:: Aim ::
Extract all lines that hold the string "components".

___ Data extract ___

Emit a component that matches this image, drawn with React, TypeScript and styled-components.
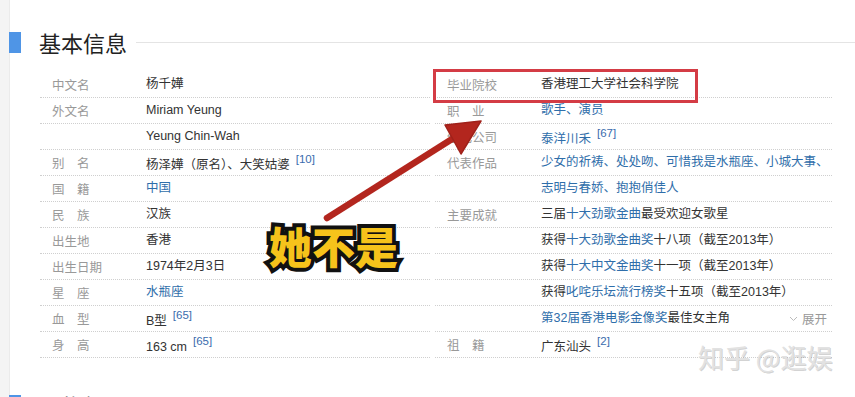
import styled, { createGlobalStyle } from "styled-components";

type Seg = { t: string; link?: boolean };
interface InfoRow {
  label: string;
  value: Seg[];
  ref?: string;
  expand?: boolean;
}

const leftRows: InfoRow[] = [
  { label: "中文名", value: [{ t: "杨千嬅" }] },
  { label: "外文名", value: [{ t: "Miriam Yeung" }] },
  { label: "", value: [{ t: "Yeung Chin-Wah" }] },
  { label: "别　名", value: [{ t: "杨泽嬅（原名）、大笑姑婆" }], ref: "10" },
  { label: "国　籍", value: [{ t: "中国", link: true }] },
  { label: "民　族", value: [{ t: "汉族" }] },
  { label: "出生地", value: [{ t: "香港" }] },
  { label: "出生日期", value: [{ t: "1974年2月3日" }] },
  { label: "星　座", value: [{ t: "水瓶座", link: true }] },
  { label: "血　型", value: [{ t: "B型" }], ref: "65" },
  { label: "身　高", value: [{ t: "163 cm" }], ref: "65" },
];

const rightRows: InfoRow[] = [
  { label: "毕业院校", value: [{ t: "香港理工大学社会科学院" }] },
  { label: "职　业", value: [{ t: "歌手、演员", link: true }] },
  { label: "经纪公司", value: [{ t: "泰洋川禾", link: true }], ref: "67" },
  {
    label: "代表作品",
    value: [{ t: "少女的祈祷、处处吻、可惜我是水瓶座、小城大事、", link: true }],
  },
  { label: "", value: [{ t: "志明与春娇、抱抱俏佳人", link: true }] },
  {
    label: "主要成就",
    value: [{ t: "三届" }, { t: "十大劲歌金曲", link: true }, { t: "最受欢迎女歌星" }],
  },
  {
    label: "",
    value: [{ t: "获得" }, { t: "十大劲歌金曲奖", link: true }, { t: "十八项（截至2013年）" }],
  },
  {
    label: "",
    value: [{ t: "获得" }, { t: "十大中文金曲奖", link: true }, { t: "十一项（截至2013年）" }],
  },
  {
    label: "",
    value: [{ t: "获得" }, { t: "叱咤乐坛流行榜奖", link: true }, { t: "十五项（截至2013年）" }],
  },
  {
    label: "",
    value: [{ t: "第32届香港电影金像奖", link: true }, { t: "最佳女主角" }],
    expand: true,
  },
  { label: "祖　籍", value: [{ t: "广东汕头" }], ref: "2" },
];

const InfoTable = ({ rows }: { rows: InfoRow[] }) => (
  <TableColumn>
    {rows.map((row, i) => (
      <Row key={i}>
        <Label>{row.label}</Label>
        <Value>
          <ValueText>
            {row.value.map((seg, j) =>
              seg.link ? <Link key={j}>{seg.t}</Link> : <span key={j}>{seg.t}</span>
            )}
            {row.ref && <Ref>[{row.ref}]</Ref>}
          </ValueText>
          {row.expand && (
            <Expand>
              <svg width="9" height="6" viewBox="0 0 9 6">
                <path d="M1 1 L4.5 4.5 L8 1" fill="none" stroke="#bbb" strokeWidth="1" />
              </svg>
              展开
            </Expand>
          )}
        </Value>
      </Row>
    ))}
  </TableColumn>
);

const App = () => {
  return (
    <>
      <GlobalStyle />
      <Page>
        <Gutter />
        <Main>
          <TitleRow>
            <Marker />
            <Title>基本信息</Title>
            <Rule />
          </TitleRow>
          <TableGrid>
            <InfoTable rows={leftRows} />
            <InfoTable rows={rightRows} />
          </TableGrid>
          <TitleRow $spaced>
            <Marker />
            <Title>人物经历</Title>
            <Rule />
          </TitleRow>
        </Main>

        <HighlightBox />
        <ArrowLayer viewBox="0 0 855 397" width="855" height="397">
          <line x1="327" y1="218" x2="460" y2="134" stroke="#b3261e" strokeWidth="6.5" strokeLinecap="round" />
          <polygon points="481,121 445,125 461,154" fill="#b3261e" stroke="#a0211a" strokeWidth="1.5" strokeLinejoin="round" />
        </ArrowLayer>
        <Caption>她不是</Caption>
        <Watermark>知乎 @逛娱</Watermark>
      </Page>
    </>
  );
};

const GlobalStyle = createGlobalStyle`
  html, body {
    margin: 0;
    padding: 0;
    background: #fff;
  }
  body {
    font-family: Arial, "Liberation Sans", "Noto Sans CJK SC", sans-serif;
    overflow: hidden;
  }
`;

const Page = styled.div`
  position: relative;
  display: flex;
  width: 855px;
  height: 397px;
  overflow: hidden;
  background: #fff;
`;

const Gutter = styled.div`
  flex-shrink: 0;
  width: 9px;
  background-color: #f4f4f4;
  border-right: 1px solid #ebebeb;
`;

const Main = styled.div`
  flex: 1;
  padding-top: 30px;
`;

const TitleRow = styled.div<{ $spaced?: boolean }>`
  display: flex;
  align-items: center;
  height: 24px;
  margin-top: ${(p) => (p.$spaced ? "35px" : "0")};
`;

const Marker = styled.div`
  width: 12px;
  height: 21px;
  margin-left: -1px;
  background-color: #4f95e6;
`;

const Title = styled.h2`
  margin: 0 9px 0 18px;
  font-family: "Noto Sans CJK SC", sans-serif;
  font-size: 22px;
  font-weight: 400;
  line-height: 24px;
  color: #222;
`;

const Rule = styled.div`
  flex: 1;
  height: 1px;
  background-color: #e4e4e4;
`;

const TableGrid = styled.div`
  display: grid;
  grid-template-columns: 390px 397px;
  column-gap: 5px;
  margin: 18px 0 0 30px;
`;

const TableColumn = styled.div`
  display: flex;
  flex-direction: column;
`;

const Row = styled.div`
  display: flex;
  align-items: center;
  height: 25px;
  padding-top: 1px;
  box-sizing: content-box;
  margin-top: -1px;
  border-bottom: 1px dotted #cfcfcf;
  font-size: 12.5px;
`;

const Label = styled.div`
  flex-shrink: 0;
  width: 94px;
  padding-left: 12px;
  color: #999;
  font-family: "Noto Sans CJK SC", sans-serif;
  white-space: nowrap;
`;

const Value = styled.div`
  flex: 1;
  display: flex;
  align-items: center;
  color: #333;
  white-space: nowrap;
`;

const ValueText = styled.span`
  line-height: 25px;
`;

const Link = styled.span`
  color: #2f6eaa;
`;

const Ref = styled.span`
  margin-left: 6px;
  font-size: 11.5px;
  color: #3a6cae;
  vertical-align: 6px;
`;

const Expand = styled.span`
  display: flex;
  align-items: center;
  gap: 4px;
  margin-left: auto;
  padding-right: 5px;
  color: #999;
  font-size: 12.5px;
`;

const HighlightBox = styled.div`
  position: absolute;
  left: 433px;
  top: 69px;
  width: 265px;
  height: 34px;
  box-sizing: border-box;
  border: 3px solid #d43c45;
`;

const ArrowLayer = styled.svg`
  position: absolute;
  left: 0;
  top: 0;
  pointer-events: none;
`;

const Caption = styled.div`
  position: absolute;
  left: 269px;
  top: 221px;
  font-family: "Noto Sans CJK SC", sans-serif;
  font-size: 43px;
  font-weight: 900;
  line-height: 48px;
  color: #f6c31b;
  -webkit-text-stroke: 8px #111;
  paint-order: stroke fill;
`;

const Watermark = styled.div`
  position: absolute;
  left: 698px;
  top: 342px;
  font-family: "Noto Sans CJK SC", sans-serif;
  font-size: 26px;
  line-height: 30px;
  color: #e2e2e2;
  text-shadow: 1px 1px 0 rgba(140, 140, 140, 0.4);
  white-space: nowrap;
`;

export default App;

___

:: Response for this exercise ::
Emit a component that matches this image, drawn with React, TypeScript and styled-components.
import styled, { createGlobalStyle } from "styled-components";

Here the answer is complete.